Un index inefficace 

En France, il existe déjà depuis 2019 un index d'égalité entre les femmes et les hommes, ou «index Pénicaud», du nom de l'ancienne Ministre du Travail. Il oblige les employeurs d’au moins 50 salariés à mesurer les inégalités de salaire et de carrière dans leur entreprise, sur la base de 4 ou 5 critères. En cas de mauvais score, des mesures de correction doivent être mises en place et des sanctions sont prévues. Mais l'index est décrié. Même le Haut Conseil à l’égalité entre les femmes et les hommes (HCE) avait estimé en mars 2024 qu'il ne «remplissait pas toutes ses promesses». 

En effet, en cinq ans, seules de simples mises en demeure et 42 pénalités financières ont été prononcées. Ensuite, l'index n'est disponible que pour 26% des salariés du privé, car seulement 1% des sociétés déclarent pouvoir l'appliquer. Enfin, la méthodologie est problématique puisque de nombreux biais permettent d’être «surnoté» et que le principe repose sur de l’auto-contrôle, ce qui induit une pleine volonté des employeurs, ce qui n’est pas toujours constaté au sein des entreprises. 

Par ailleurs, même si une loi datant de 1983 exige «une rémunération égale à travail égalé», selon la dernière étude de l'INSEE de 2023, le salaire des femmes reste encore en moyenne 15% inférieur à celui des hommes dans le secteur privé. Un chiffre proche de la moyenne européenne qui était de 12,7% en 2021. Au niveau européen, cette loi est donc vue avant tout comme un outil permettant de lutter contre les inégalités femmes/hommes. La publication des salaires permettrait aux employées de prendre conscience de discriminations potentielles. 

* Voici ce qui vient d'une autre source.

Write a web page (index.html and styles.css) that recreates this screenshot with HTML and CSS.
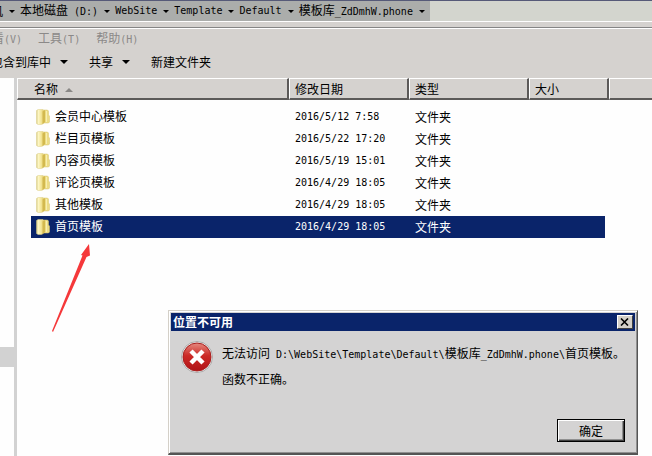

Une baisse globale des salaires redoutée 

Si cette directive semble plutôt attendue par les employés, pour certains, cette mesure de transparence pourrait avoir aussi des aspects négatifs. À commencer par la crainte que des patrons choisissent tout simplement de ne plus augmenter personne pour s’éviter des mécontentements ou des jalousies entre salariés, ce qui entrainerait, de fait, une baisse globale des salaires.

Deux économistes britanniques, Zoë B. Cullen et Bobak Pakzad-Hurson, ont ainsi théorisé que le salaire moyen baisserait de 2% («Equilibrium Effects of Pay Transparency», mai 2023). Les auteurs se sont notamment appuyés sur le cas de différents États américains ayant déjà légiféré sur la transparence salariale. 

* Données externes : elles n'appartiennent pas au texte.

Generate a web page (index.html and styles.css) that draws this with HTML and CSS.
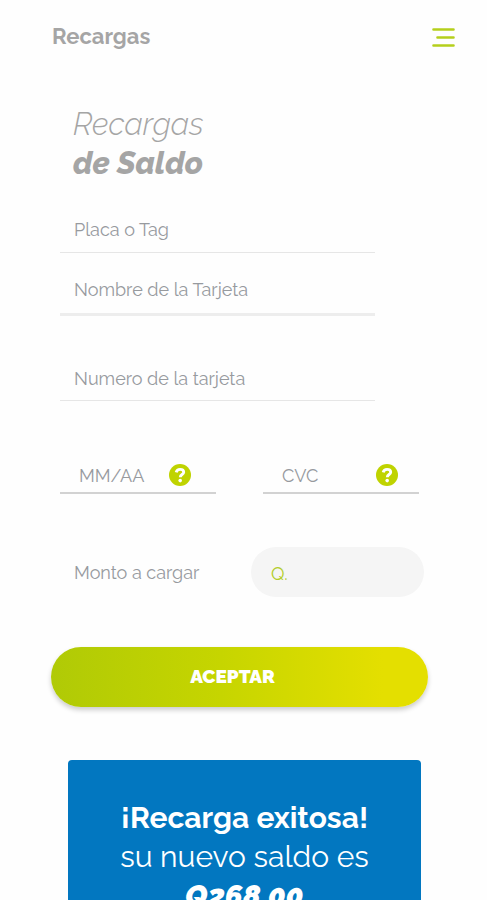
FILE: index.html
```html
<!DOCTYPE html>
<html lang="es">
<head>
<meta charset="utf-8">
<meta name="viewport" content="width=device-width, initial-scale=1">
<title>Recargas</title>
<link rel="stylesheet" href="styles.css">
</head>
<body>
<div class="screen">
  <header class="topbar">
    <span class="topbar-title">Recargas</span>
    <button class="menu" type="button" aria-label="Menú">
      <svg width="24" height="20" viewBox="0 0 24 20" aria-hidden="true">
        <path d="M2.5 2.5H22.5M6.5 10.5H22.5M2.5 18.5H22.5" fill="none" stroke="#b5cf1c" stroke-width="2.6" stroke-linecap="round"/>
      </svg>
    </button>
  </header>
  <main class="content">
    <h1 class="title">Recargas <strong>de Saldo</strong></h1>
    <form class="form">
      <input class="field" type="text" aria-label="Placa o Tag" placeholder="Placa o Tag">
      <input class="field field-strong" type="text" aria-label="Nombre de la Tarjeta" placeholder="Nombre de la Tarjeta">
      <input class="field field-number" type="text" aria-label="Numero de la tarjeta" placeholder="Numero de la tarjeta">
      <div class="pair">
        <div class="short-field">
          <input class="short-input" type="text" aria-label="MM/AA" placeholder="MM/AA">
          <button class="help help-date" type="button" aria-label="Ayuda MM/AA">
            <svg width="22" height="22" viewBox="0 0 22 22" aria-hidden="true">
              <circle cx="11" cy="11" r="11" fill="#bfd300"/>
              <path d="M7.2 8.3C7.7 6.3 9.1 5.4 11.1 5.4C13.2 5.4 14.7 6.5 14.7 8.2C14.7 10.7 11.3 10.4 11.3 13.2" fill="none" stroke="#fff" stroke-width="2.9"/>
              <circle cx="11.2" cy="16.6" r="1.8" fill="#fff"/>
            </svg>
          </button>
        </div>
        <div class="short-field">
          <input class="short-input" type="text" aria-label="CVC" placeholder="CVC">
          <button class="help" type="button" aria-label="Ayuda CVC">
            <svg width="22" height="22" viewBox="0 0 22 22" aria-hidden="true">
              <circle cx="11" cy="11" r="11" fill="#bfd300"/>
              <path d="M7.2 8.3C7.7 6.3 9.1 5.4 11.1 5.4C13.2 5.4 14.7 6.5 14.7 8.2C14.7 10.7 11.3 10.4 11.3 13.2" fill="none" stroke="#fff" stroke-width="2.9"/>
              <circle cx="11.2" cy="16.6" r="1.8" fill="#fff"/>
            </svg>
          </button>
        </div>
      </div>
      <div class="amount">
        <label class="amount-label" for="monto">Monto a cargar</label>
        <input class="amount-input" id="monto" type="text" placeholder="Q.">
      </div>
      <button class="submit" type="button">ACEPTAR</button>
    </form>
    <section class="result">
      <strong>¡Recarga exitosa!</strong>
      <span>su nuevo saldo es</span>
      <em>Q268.00</em>
    </section>
  </main>
</div>
</body>
</html>
```
FILE: styles.css
```css
* {
  box-sizing: border-box;
}

body {
  margin: 0;
  background: #fefefe;
  color: #979a9e;
  font-family: Raleway, Lato, sans-serif;
  font-size: 18px;
}

button,
input {
  font: inherit;
  border: 0;
  padding: 0;
  background: none;
}

input {
  min-width: 0;
  border-radius: 0;
  outline: 0;
  color: #85888c;
}

input::placeholder {
  color: #979a9e;
  opacity: 1;
}

svg {
  display: block;
}

.screen {
  height: 100vh;
  overflow: hidden;
}

.topbar {
  display: flex;
  align-items: center;
  justify-content: space-between;
  height: 74px;
  padding: 0 32px 0 52px;
}

.topbar-title {
  padding-bottom: 2px;
  color: #a5a5a5;
  font-size: 22px;
  font-weight: 700;
}

.content {
  padding: 31px 59px 0 51px;
}

.title {
  margin: 0 22px 23px;
  color: #a5a5a5;
  font-size: 31px;
  font-style: italic;
  font-weight: 300;
  line-height: 39px;
}

.title strong {
  display: block;
  font-weight: 800;
}

.form {
  display: flex;
  flex-direction: column;
}

.field {
  height: 47px;
  margin: 0 53px 12px 9px;
  padding: 0 14px;
  border-bottom: 1px solid #e6e6e6;
}

.field-strong {
  height: 51px;
  margin-bottom: 38px;
  border-bottom: 3px solid #ededed;
}

.field-number {
  margin-bottom: 57px;
  padding-top: 2px;
}

.pair {
  display: grid;
  grid-template-columns: repeat(2, minmax(0, 1fr));
  gap: 47px;
  margin: 0 9px 53px;
}

.short-field {
  display: flex;
  align-items: center;
  height: 36px;
  padding: 0 21px 0 19px;
  border-bottom: 2px solid #d2d2d2;
}

.short-input {
  flex: 1;
  height: 34px;
}

.help-date {
  margin-right: 4px;
}

.amount {
  display: flex;
  align-items: center;
  justify-content: space-between;
  margin: 0 4px 50px 23px;
}

.amount-input {
  width: 173px;
  height: 50px;
  padding: 2px 20px 0;
  border-radius: 25px;
  background: #f5f5f5;
}

.amount-input::placeholder {
  color: #b3cd2c;
}

.submit {
  height: 60px;
  padding: 0 14px 2px 0;
  border-radius: 30px;
  background: linear-gradient(90deg, #b0ca06, #c6d500 45%, #e4df00 88%);
  box-shadow: 0 3px 5px rgba(0, 0, 0, 0.2);
  color: #fff;
  font-size: 19px;
  font-weight: 900;
}

.result {
  display: flex;
  flex-direction: column;
  margin: 53px 7px 0 17px;
  padding: 38px 20px;
  border-radius: 4px;
  background: #0277c0;
  color: #fff;
  font-size: 30px;
  line-height: 39px;
  text-align: center;
}

.result strong {
  font-weight: 700;
}

.result em {
  font-weight: 900;
  font-variant-numeric: oldstyle-nums;
}
```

Par ailleurs, si les employeurs semblent jusque-là plutôt réticents à l’idée de mettre en place une telle directive, c'est aussi en raison des potentiels remous que cette mesure pourrait imposer. Si l’argument des problèmes à l’embauche a pu être soulevé, la réticence se situe en réalité moins à l'étape de la candidature, qu'au niveau interne.

Et pour cause, au sein d’une entreprise, la question des salaires est parfois encore taboue, notamment chez les «anciennes» générations, ou du fait de la concurrence entre les salariés. S'ils tendent à se perdre avec les nouvelles générations, certains employeurs utilisent encore ce «secret des salaires» pour gagner un avantage dans les négociations salariales. 

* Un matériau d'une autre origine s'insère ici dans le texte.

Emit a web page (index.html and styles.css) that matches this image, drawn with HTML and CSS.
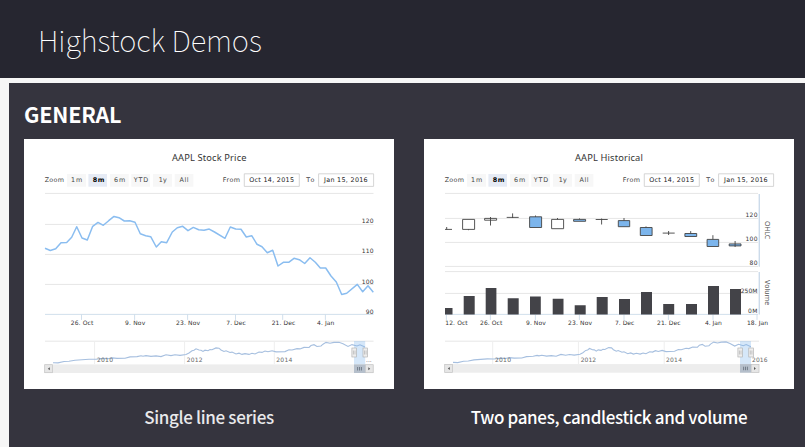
FILE: index.html
```
<!DOCTYPE html>
<html lang="en">
<head>
<meta charset="utf-8">
<title>Highstock Demos</title>
<link rel="stylesheet" href="styles.css">
</head>
<body>
<header class="top"><h1>Highstock Demos</h1></header>
<main class="panel">
<h2>GENERAL</h2>
<div class="cards">
<figure class="card">
<svg class="chart" viewBox="0 0 370 250">
<defs>
<g id="controls">
<text class="btn-t" x="20.7" y="43.2" textLength="19.3">Zoom</text>
<path class="btn" d="M43 35h19v12.7H43zM86 35h18.7v12.7H86zM107.3 35H126v12.7h-18.7zM129 35h19v12.7h-19zM150.7 35h18.7v12.7h-18.7z"/>
<path class="btn-on" d="M64.4 35H83v12.7H64.4z"/>
<text class="btn-t" x="47" y="43.2" textLength="11.3">1m</text>
<text class="btn-t bold" x="68.7" y="43.2" textLength="11.6">8m</text>
<text class="btn-t" x="90" y="43.2" textLength="11.3">6m</text>
<text class="btn-t" x="109.7" y="43.2" textLength="14.5">YTD</text>
<text class="btn-t" x="134.7" y="43.2" textLength="8">1y</text>
<text class="btn-t" x="155.5" y="43.2" textLength="9">All</text>
<text class="btn-t" x="198.8" y="43.2" textLength="17.2">From</text>
<path class="field" d="M220.3 34.8h55v12.6h-55zM294.6 34.8h55v12.6h-55z"/>
<text class="btn-t dark" x="225.2" y="43.2" textLength="44.8">Oct 14, 2015</text>
<text class="btn-t" x="282.3" y="43.2" textLength="8">To</text>
<text class="btn-t dark" x="300" y="43.2" textLength="43.7">Jan 15, 2016</text>
</g>
<path id="nav" d="M29 223.7L34 223.9L40 222.5L45 222.3L51 221.2L58 220.7L65 220.2L72 220.3L79 219.4L84 219.8L88 218.9L93 219.4L101 219.3L106 217.9L113 217.6L117 216.7L119 217.2L122 216.6L127 217.4L132 216.9L137 217.6L142 215.7L147 216.6L151 215.8L156 216.4L162 215.5L165 214L168 211.7L170 211.3L172 209.8L175 211L177 211.2L179 212.4L181 211.2L184 211.7L186 210.5L188 210.8L192 208.9L195 209.2L197 211L200 212.5L202 211.8L206 213.5L208 213.1L212 215L215 214.2L218 215.4L221 214.6L225 215.4L228 214.3L231 215L235 213L238 213.4L241 212L244 212.8L248 211.7L252 212.9L261 212.6L265 210.8L268 211L273 209.6L276 209.9L280 208.4L285 208.5L287 206.5L290 205.7L293 207.5L297 207L299 205.2L302 203.4L306 204.3L310 203.4L315 203.2L319 204.8L324 207.4L328 205.6L333 207L336 205.8L341 208"/>
<g id="handle"><rect class="handle" x="-2.3" y="209" width="4.6" height="9"/><path class="grip" d="M-.8 211.5v4M.8 211.5v4"/></g>
</defs>
<text class="title" x="148" y="22" textLength="74.5">AAPL Stock Price</text>
<use href="#controls"/>
<path class="grid" d="M21 54.4H349.5M21 85.4H349.5M21 115.4H349.5M21 145.4H349.5"/>
<path class="axis" d="M21 175.4H349.5M57.5 175.4v5.5M110.6 175.4v5.5M163.6 175.4v5.5M211.5 175.4v5.5M258.7 175.4v5.5M301.4 175.4v5.5"/>
<polyline class="price" points="21,109.3 26.3,111.5 31.7,109.7 37,103.7 42.7,103.5 47.7,98.3 52.7,87.7 58,99 63.3,101 68.7,87.3 74,83.4 79.3,86.3 84.7,81.7 90,77.4 95,78.7 100.3,82 105.7,81.7 111,83.3 116.3,94.7 121.7,96.7 126.7,97.7 132.3,108 137.3,102.7 142.7,103.7 148.3,93 153.3,88.7 158.7,87.3 164,91.7 169.3,88.4 174.7,90.7 180,91.2 185.2,90.1 190.5,93 201,99.3 206.3,88 211.7,90 217,90.3 222.3,98 227.7,96.7 233,105.3 238,107.7 243.3,113.7 248.7,111.2 254,127 259.3,123.3 264.7,123.3 270,119.3 275.3,120.7 280.7,124.5 286,118.8 291.3,123.3 296.3,129 301.7,129 307,137 312.3,143 317.7,155.5 322.7,154.3 333.3,145.4 338.7,152.7 344,146.7 349.3,153.3"/>
<g class="lbl">
<text x="337.7" y="84.2" textLength="12">120</text><text x="337.7" y="114.4" textLength="12">110</text><text x="337.7" y="144.6" textLength="12">100</text><text x="341.7" y="174.8" textLength="8">90</text>
<text x="46.7" y="186.4" textLength="22.6">26. Oct</text><text x="101" y="186.4" textLength="20.2">9. Nov</text><text x="152" y="186.4" textLength="24">23. Nov</text><text x="202.3" y="186.4" textLength="19.5">7. Dec</text><text x="247.7" y="186.4" textLength="23.6">21. Dec</text><text x="293" y="186.4" textLength="17.3">4. Jan</text>
</g>
<path class="grid" d="M21 202.2H349.5"/><path class="grid thin" d="M70.6 202v23M160.6 202v23M250.3 202v23"/>
<use class="nav" href="#nav"/>
<g class="year"><text x="73" y="223.1" textLength="16">2010</text><text x="162.7" y="223.1" textLength="16">2012</text><text x="252.3" y="223.1" textLength="16">2014</text><text x="342" y="223.1" textLength="5.7">...</text></g>
<rect class="track" x="20.4" y="225.4" width="329" height="8.6"/>
<rect class="end" x="20.7" y="225.7" width="7.8" height="8"/><path class="arrow" d="M25.8 228.2v3l-1.9-1.5z"/>
<rect class="end" x="341.4" y="225.7" width="7.8" height="8"/><path class="arrow" d="M344.3 228.2v3l1.9-1.5z"/>
<rect class="mask" x="330" y="202" width="11.2" height="23.4"/><rect class="thumb" x="330" y="225.4" width="11.2" height="8.6"/><path class="bars-i" d="M333.6 228v3.5M335.5 228v3.5M337.4 228v3.5"/>
<use href="#handle" x="330.2"/><use href="#handle" x="341.3"/>
</svg>
<figcaption class="cap soft"><span>Single line series</span></figcaption>
</figure>
<figure class="card">
<svg class="chart" viewBox="0 0 370 250">
<text class="title" x="151" y="22" textLength="67.8">AAPL Historical</text>
<use href="#controls"/>
<path class="grid" d="M21 54.4H334M21 79.4H334M21 103.4H334M21 127.4H334M21 132.6H334M21 154.4H334"/>
<path class="axis" d="M21 175.4H334M22.4 175.4v5.5M66.4 175.4v5.5M111.4 175.4v5.5M155.4 175.4v5.5M200 175.4v5.5M244.4 175.4v5.5M289 175.4v5.5M333 175.4v5.5"/>
<path class="axis wide" d="M335.3 55v72.8M335.3 133v42.5"/>
<g class="candle">
<path d="M21 90.4h7M22.7 88v2.5"/>
<path d="M38.6 80.4h12v10h-12zM44.5 90.4v.8"/>
<path d="M66.5 78v8.5M60.6 79.4h12v1.8h-12z"/>
<path d="M82.7 78.4h12M88.6 74.4v4.6"/>
<path class="down" d="M105.6 77.8h12v10.7h-12zM111.5 76.5v1.3"/>
<path d="M127.6 80.4h12v9.3h-12zM133.5 79v1.4"/>
<path class="down" d="M149.6 80.4h12v1.9h-12zM155.5 79.4v1"/>
<path d="M171.7 80.5h12M177.6 79.5v6"/>
<path class="down" d="M194.3 81.6h11.4v6.1h-11.4zM200 79v2.6"/>
<path class="down" d="M216.3 88.5h11.8v8h-11.8zM222 87.4v1"/>
<path d="M238.7 94.1h12M244.6 92v4"/>
<path class="down" d="M260.9 94.5h11.8v3h-11.8zM266.7 92.1v2.4"/>
<path class="down" d="M283.1 100.4h11.6v7.1h-11.6zM288.9 96.2v4.2"/>
<path class="down" d="M311.1 102v6M305.2 104.9h11.8v2h-11.8z"/>
</g>
<path class="volume" d="M21 175.4V169h7.5v6.4zM39.7 175.4V157h11v18.4zM61.7 175.4V149h10.7v26.4zM83.7 175.4v-16.1h11v16.1zM106 175.4v-17.9h10.8v17.9zM128.7 175.4v-15.7h10.8v15.7zM150.7 175.4v-9.1h11v9.1zM172.7 175.4V158h11v17.4zM195 175.4V160h11v15.4zM217 175.4V153h11v22.4zM239.2 175.4V165h11v10.4zM262 175.4V165h11v10.4zM284 175.4V147h11v28.4zM306 175.4V150h11v25.4z"/>
<g class="lbl">
<text x="321.5" y="78.2" textLength="12">120</text><text x="321.5" y="102.2" textLength="12">100</text><text x="325.5" y="126.2" textLength="8">80</text><text x="316.7" y="153.5" textLength="16.8">250M</text><text x="324" y="174.4" textLength="9.5">0M</text>
<text x="21.3" y="186" textLength="22.4">12. Oct</text><text x="56" y="186" textLength="22.3">26. Oct</text><text x="102" y="186" textLength="19.7">9. Nov</text><text x="144" y="186" textLength="24">23. Nov</text><text x="191" y="186" textLength="19.3">7. Dec</text><text x="233" y="186" textLength="23.6">21. Dec</text><text x="281" y="186" textLength="16.7">4. Jan</text><text x="323" y="186" textLength="21">18. Jan</text>
</g>
<text class="side" transform="translate(341 82) rotate(90)" textLength="18.3">OHLC</text>
<text class="side" transform="translate(341 141) rotate(90)" textLength="25.3">Volume</text>
<path class="grid" d="M21 202.2H335"/><path class="grid thin" d="M68.7 202v23M154.4 202v23M240.2 202v23"/>
<use class="nav" href="#nav" transform="translate(1.3 -.3) scale(.955 1)"/>
<rect class="track" x="20.4" y="225.1" width="314.8" height="8.6"/>
<rect class="end" x="20.7" y="225.4" width="7.8" height="8"/><path class="arrow" d="M25.8 227.9v3l-1.9-1.5z"/>
<rect class="end" x="327.2" y="225.4" width="7.8" height="8"/><path class="arrow" d="M330 227.9v3l1.9-1.5z"/>
<rect class="mask" x="316" y="202" width="11" height="23.2"/><rect class="thumb" x="316" y="225.1" width="11" height="8.6"/><path class="bars-i" d="M319.6 227.7v3.5M321.5 227.7v3.5M323.4 227.7v3.5"/>
<g class="year"><text x="71" y="222.8" textLength="16">2010</text><text x="156.7" y="222.8" textLength="15.5">2012</text><text x="242" y="222.8" textLength="16">2014</text><text x="328" y="222.8" textLength="15.5">2016</text></g>
<use href="#handle" x="316.2"/><use href="#handle" x="327.1"/>
</svg>
<figcaption class="cap"><span>Two panes, candlestick and volume</span></figcaption>
</figure>
</div>
</main>
</body>
</html>
```
FILE: styles.css
```
* { box-sizing: border-box; margin: 0; padding: 0; }
html, body { height: 100%; }
body { background: #f6f6f6; overflow: hidden; font-family: "Noto Sans CJK SC", "Noto Sans", sans-serif; color: #fff; }
.top { height: 78px; background: #262630; padding-left: 38px; display: flex; align-items: center; }
h1 { font-size: 29.2px; font-weight: 100; line-height: 40px; padding-bottom: 1px; letter-spacing: -.05px; white-space: nowrap; }
.panel { margin: 5px 0 0 9px; height: 364px; background: #35343e; padding: 16px 0 0 15px; }
h2 { font-size: 21.5px; font-weight: 700; line-height: 30px; height: 40px; letter-spacing: -.2px; }
.cards { display: flex; gap: 30px; }
.card { width: 370px; flex: none; }
.chart { display: block; width: 370px; height: 250px; background: #fff; font-family: "Noto Sans", sans-serif; }
.cap { height: 55px; display: flex; align-items: center; justify-content: center; font-size: 17px; font-weight: 500; letter-spacing: -.34px; white-space: nowrap; }
.soft { color: #e9e9eb; }
.title { font-size: 9.3px; fill: #333; }
.btn-t { font-size: 6.4px; fill: #444; font-family: "DejaVu Sans", sans-serif; }
.dark { fill: #222; }
.bold { font-weight: 700; fill: #000; }
.btn { fill: #f7f7f7; }
.btn-on { fill: #e6ebf5; }
.field { fill: #fff; stroke: #ccc; stroke-width: .8; }
.grid { stroke: #e6e6e6; stroke-width: 1; fill: none; }
.thin { stroke: #eee; }
.axis { stroke: #ccdbea; stroke-width: .9; fill: none; }
.wide { stroke-width: 1.4; }
.price { fill: none; stroke: #8abdf0; stroke-width: 1.5; stroke-linejoin: round; }
.lbl { font-size: 6px; fill: #333; font-family: "DejaVu Sans", sans-serif; }
.year { font-size: 6px; fill: #666; font-family: "DejaVu Sans", sans-serif; }
.side { font-size: 7px; fill: #555; }
.nav { fill: none; stroke: #a6bfdf; stroke-width: 1.1; }
.track { fill: #ededed; }
.end { fill: #e6e6e6; stroke: #c4c4c4; stroke-width: .7; }
.arrow { fill: #555; }
.mask { fill: #7cb5ec; fill-opacity: .32; }
.thumb { fill: #b5bfcb; }
.bars-i { stroke: #566270; stroke-width: .7; }
.handle { fill: #eee; stroke: #aaa; stroke-width: .6; }
.grip { stroke: #999; stroke-width: .5; }
.candle path { fill: #fff; stroke: #444; stroke-width: .9; }
.candle .down { fill: #7cb5ec; }
.volume { fill: #434348; }
```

Pourtant, la directive européenne prévoit que les employeurs puissent rémunérer différemment des salariés accomplissant un même travail, mais «sur la base de critères objectifs, non sexistes et dépourvus de tout parti pris, tels que la performance et la compétence». La question repose donc ici sur ce qu'on entend par «critères objectifs». 

Une loi insuffisante pour combattre les inégalités ? 

Néanmoins, une telle mesure pourrait ne pas suffire à combattre des inégalités «ancrées dans notre société». Et pour cause, les hommes et les femmes ne travaillent pas toujours majoritairement dans les mêmes secteurs, selon les données de l'Insee, ce qui induit des différences de rémunérations moyennes.

D’autre part, il existe «une intériorisation de ces inégalités de la part des femmes elles-mêmes», qui ont parfois tendance à «moins négocier ou moins postuler pour des postes si elles estiment qu’elles ne sont pas sûres de répondre à tous les critères exigés», a rappelé Annabelle Hulin, professeure des Universités à l'IAE de Tours. C’est une des raisons qui explique que les femmes sont moins représentées dans les postes de direction.

Du côté des salaires comme des syndicats, on attend donc de voir comment le gouvernent français retranscrira la directive. Leur principale attente concerne notamment le volet annoncé des «sanctions». 

Car là aussi, la directive européenne prévoit bien «un dispositif de sanction effectif, proportionné et dissuasif, tenant compte de toute circonstance aggravante ou atténuante pertinente applicable aux circonstances de la violation».